There are some people who think Catholics are not Christians. I don’t know how they come to that conclusion, but an equally outrageous notion is that Catholics don’t read the Bible.
When we lived in Bible-belt country, on occasion I would hear Christian people emphasize that they went to a Bible-based church. I thought, “What other kind of base could there be?”
I suppose they could have been comparing their churches to those offbeat religions that blend Western and Eastern practices, or cults that follow some new Messiah. However, I suspect they were referring not only to those but to the Catholic Church.
Catholics don’t carry our Bibles to church. We don’t need to. We’ll be reading from the Bible at Mass in our missals. Since the missal is not the Bible, perhaps some non-Catholics misunderstand and think we have junked the Bible.
The Lectionary
Instead, what is happening is that we read the whole Bible in themed selections from a lectionary, that is, a schedule of passages. For a brief and easy-to-understand article explaining the history of the lectionary, go to https://uscatholic.org/articles/201805/how-are-the-sunday-readings-chosen/
In short, the evolution of the readings at Mass began with early Christians reading whatever scriptures were available at hand. By the fifth or sixth century, the priests were using Bibles annotated to recommend readings for a particular Sunday.

The next century saw the Mass readings being put into separate books apart from the whole Bible. Nine hundred years later, the Council of Trent collected all the readings and prayers for Mass into what we know as the Roman Missal.
According to the US Catholic article: “The current Roman Catholic lectionary was created in 1970 by a commission set up after Vatican II to implement the council’s liturgical reforms and has since been slightly revised twice.”
The Readings
The readings are “organized on a three-year cycle: Year A is the year of Matthew, Year B is Mark, and Year C is Luke. The Gospel of John is used each year at Christmas, Lent, and Easter, as well as to round out Year B, since Mark is short.

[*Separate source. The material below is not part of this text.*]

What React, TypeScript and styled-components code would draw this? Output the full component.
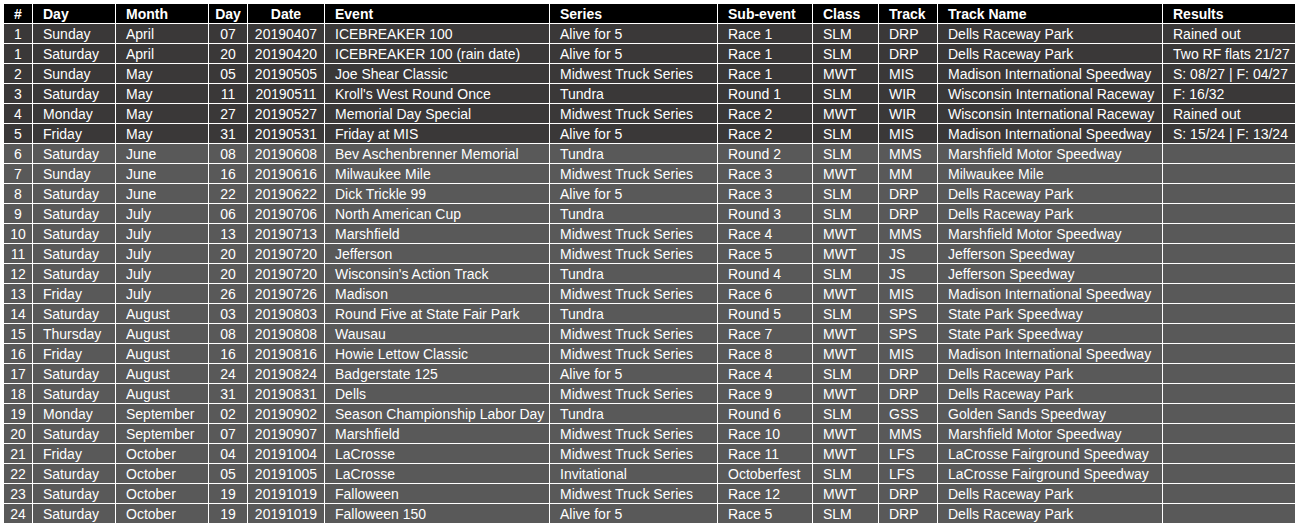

“An appropriate gospel passage is assigned for each Sunday of Advent, Christmas, Lent, and Easter. In Ordinary Time, the remainder of the gospel is read more or less in order, skipping over the parts read in the special seasons.”
The other readings are chosen to match the theme of the gospel. I discuss this thematic relationship in a recent blog about how the music at Mass is selected to reflect the theme of the readings: https://www.patheos.com/blogs/musingsfromthepew/2022/02/meaningful-music-at-mass/
The first reading is from the Old Testament (at Easter, from the Acts of the Apostles). The second reading, for balance, is from a New Testament letter (at Easter, from the Book of Revelation).
The Responsorial Psalms are, of course, from the Psalms, as are the Antiphons usually, but they can also come from one of the other gospel or letter writers. Wherever their origin, the passages will be theme-related—mercy, sacrifice, love, justice, etc.
Thus, all the readings tie together not only for the unity of the message, but also to show from Old Testament to New Testament the fulfillment of the prophecies and the consistency of God’s plan through the ages.
The Bible: Catholic Origins and Continuance

The end result of the lectionary design is that Catholics read most of the Bible in the three-year cycle. In its wisdom, the Church makes sure we can’t neglect the Bible or skip around to just favorite passages—we get the whole thing repeatedly!
So, whoever says Catholics don’t read the Bible is totally wrong. Anyone who says we are not a Bible-based church doesn’t know our history or the history of the Bible. After all, who assembled the Bible, in the first place? Why, Catholics, of course!
A list of the proposed books of the Bible appears in Athanasius’ Easter letter in 367 AD. The biblical canon was approved by the Council of Rome in 382 and confirmed at the Councils of Hippo in 393 and Carthage in 397.
Consequently, long before the Protestants came into being and removed seven books from the Bible, the early Christians (Catholics) united Jewish Scriptures and the inspired writings of the first church leaders into one book.
This collection was called the Bible because the Greek word for book was “biblia” and the city where papyrus was made was named Biblos.
Thus, the Bible is definitely Catholic, and Catholics are definitely Bible-based in their worship. The Catholic liturgy was formed from the Bible, feeds from the Bible, and remains true to God’s Word.